L’audience di questa performance fortunatamente non era nell’ordine di grandezza della platea di Glastonbury, per cui confido nel rumore delle macchine e nell’assorbimento nel lavoro del post-doc che ha presenziato a questo terribile momento. Per la cronaca il post-doc non si è presentato con una faccia alla “Buonaseeeeeeeera” verso le sei per cui dovremmo essere salvi.
PS: non temete, da domani la zarra che c’è in me si taglierà le vene per fare pendant con il nuovo disco degli Afterhours, già acquistato e in attesa di averlo tra le mani dal vivo. Per cui dite addio alle facezie che da adesso si cambia musica!
Padania
(ormone da teenager: ON)
E’ da un pò di tempo che con accanimento ai limiti del patologico controllo il sito degli afterhours per carpire anticipazioni sul nuovo album. Questo pezzo d’arte era stato annunciato già per il 2011 ma poi per questa o quell’altra ragione è slittato di un anno e uscirà (per quei tre o quattro che ancora non lo sanno!) il 17 Aprile. Il titolo dell’album è arrivato fresco-fresco oggi: Padania. Il titolo, non a caso è provocatorio e a mio parere irritante, nello stesso modo in cui “Forza Italia” era irritante ma al contrario. Io infatti vorrei urlare al mondo Padania sta arrivando ma non posso farlo perchè altrimenti devo mettere mille chiarificazioni, dire che sto parlando del disco delLa Band e non del partito. Mancano solo 47 giorni e poi tutto il mondo saprà, quindi tanto vale aspettare.
Nel frattempo sono già ricominciati gli ascolti degli album passati, per entrare nell’atmosfera dell’Afterhour pensiero, che vado ora a riassumere.
La vita è una continua sofferenza.
Se qualcosa può andare male lo farà (non è la legge di Murphy (?), ma di Manuel Agnelli!).
Si soffre per amore più volte di quante ci si innamora. Il rimestarsi le budella negli spettri del passato è d’obbligo. Continuamente. Anche in inglese.

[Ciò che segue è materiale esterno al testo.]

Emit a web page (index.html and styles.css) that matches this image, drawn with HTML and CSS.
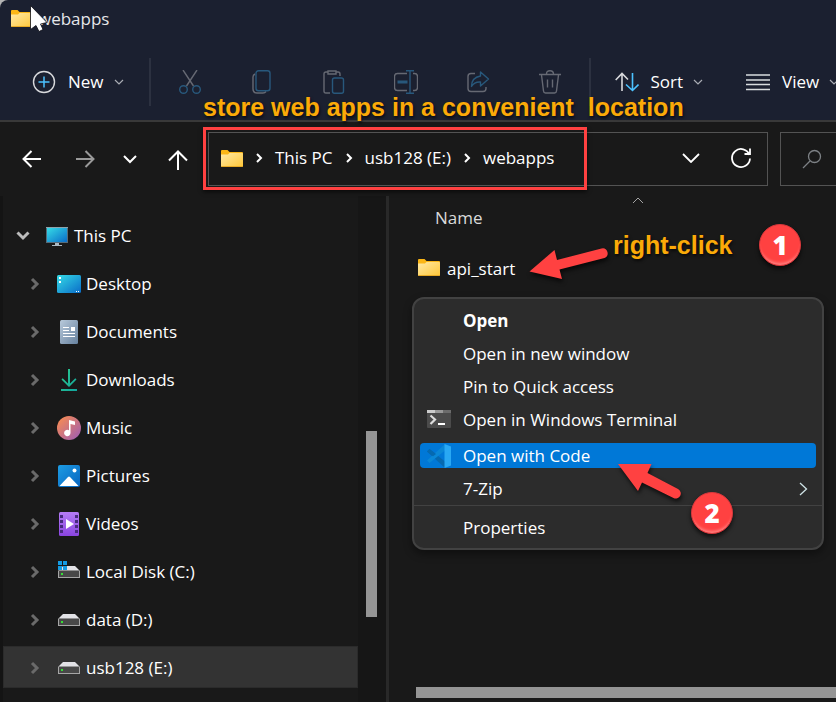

Il passato è il grande protagonista: c’è un futuro solo perchè ci possa essere poi un passato in cui contrirsi.
Elemento fondamentale delle canzoni degli Afterhours sono i corpi (labbra, pelle, mani, cuore, reni (!)). Ed è per questo che le senti così vere e materiali: tutti (o quasi) abbiamo due reni. Sul cuore ne possiamo discutere.
Ho già detto che la vita è una continua sofferenza?
A questo punto devo fare un piccolo outing: ho iniziato (e poi continuato) ad ascoltare gli Afterhours con costanza nel 2008, ai tempi di “I milanesi ammazzano il sabato” (devo aggiungere che questo titolo è geniale?). La ragione scatenante era che il mio ragazzo d’allora suonava in un gruppo. Tale gruppo aveva un mucchietto di canzoni scritte da loro che ammontava a un massimo di cinque o sei e allora diventava dura riempire la scaletta di un concerto nel pub, per cui infilavano qua e là cover, prevalentemente Verdena, Timoria e Afterhours (gioia di vivere a palate!!!). Quando ancora eravamo nella fase “wannabe groupie” andai al concerto e ascoltai “Dentro Marilyn”. Credendo che fosse una loro canzone, estasiata da cotanta poesia, mi complimento per il capolavoro. Peccato non fosse il loro. E da lì è stato l’inizio della fine. Fedeli compagni di paranoie, gli Afterhours ci sono stati in ogni momento pietoso.
Ironia a parte, sono già in trepidazione per il nuovo album: primavera è tempo di amori, gli amori portano sofferenza, le sofferenza necessitano gli Afterhours!